Track down each line that has the word "size" and copy it.

== INFORMATION PROVIDED ==
========

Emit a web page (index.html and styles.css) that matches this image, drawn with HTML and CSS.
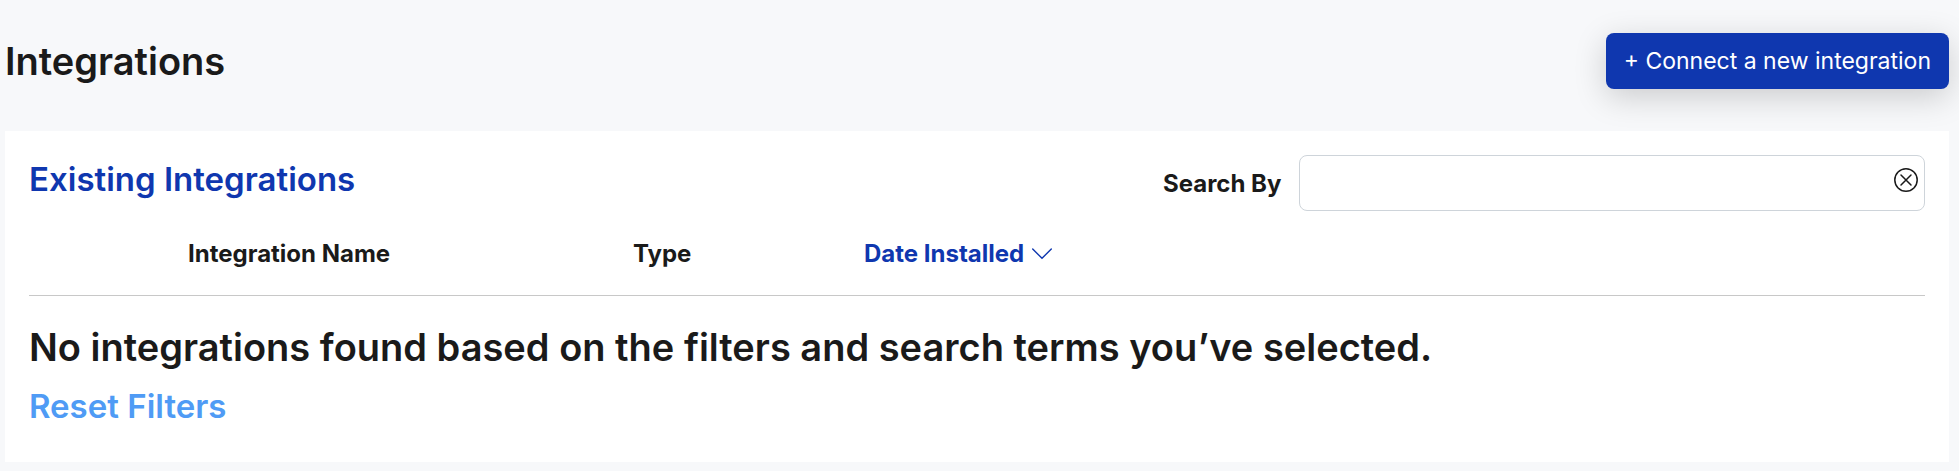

========

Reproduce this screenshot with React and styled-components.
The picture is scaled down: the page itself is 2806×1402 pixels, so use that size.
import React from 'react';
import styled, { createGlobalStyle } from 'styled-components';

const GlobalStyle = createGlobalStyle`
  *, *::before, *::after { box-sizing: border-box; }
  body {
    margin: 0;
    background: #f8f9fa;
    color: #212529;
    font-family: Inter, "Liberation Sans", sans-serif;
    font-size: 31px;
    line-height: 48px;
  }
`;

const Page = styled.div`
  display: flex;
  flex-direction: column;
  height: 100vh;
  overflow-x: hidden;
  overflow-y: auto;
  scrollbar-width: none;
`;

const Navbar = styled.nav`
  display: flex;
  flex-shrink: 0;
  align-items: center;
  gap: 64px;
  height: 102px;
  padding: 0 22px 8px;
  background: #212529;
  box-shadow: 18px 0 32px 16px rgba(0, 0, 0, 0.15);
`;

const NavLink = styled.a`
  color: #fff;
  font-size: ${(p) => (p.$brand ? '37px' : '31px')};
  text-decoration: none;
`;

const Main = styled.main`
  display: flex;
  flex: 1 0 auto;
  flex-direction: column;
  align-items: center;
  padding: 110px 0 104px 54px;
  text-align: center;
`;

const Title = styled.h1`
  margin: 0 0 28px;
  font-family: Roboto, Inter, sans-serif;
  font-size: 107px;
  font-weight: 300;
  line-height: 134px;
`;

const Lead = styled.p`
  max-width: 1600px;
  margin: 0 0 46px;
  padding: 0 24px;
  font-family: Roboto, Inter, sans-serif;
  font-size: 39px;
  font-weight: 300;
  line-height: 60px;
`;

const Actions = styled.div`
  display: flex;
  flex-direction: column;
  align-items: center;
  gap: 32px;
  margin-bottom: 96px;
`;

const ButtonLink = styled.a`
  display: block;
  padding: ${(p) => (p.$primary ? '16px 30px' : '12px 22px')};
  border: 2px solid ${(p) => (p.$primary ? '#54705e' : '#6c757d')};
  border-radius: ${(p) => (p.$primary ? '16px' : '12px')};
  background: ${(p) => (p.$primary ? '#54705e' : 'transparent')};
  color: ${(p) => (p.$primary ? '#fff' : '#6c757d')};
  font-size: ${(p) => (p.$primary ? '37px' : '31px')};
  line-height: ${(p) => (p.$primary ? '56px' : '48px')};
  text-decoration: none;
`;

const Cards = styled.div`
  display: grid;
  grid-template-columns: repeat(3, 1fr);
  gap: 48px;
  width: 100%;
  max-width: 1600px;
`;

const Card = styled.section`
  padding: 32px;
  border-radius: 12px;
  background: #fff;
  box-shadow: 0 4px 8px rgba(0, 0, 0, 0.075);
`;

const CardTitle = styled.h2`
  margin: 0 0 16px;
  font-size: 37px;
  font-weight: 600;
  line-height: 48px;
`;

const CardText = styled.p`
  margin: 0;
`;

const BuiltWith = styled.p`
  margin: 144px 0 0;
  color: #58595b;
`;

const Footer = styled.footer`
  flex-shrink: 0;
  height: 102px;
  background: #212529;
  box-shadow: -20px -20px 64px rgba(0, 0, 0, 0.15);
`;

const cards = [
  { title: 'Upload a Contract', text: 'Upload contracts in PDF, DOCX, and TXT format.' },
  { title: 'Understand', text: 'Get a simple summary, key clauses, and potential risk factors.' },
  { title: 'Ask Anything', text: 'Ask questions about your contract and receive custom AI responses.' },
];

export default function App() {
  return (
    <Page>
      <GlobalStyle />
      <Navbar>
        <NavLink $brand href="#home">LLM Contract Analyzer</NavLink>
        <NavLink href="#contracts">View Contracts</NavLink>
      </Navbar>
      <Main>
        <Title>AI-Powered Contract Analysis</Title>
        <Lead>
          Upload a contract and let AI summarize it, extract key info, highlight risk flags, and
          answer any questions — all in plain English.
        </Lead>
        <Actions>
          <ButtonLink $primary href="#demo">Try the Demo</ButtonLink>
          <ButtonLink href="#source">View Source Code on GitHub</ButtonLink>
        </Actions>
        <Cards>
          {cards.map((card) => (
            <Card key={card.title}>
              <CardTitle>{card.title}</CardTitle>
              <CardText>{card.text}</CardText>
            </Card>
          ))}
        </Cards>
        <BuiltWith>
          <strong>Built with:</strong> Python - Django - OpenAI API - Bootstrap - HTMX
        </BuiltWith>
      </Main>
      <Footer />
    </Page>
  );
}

========

== EXERCISE RESULT ==
The picture is scaled down: the page itself is 2806×1402 pixels, so use that size.
    font-size: 31px;
  font-size: ${(p) => (p.$brand ? '37px' : '31px')};
  font-size: 107px;
  font-size: 39px;
  font-size: ${(p) => (p.$primary ? '37px' : '31px')};
  font-size: 37px;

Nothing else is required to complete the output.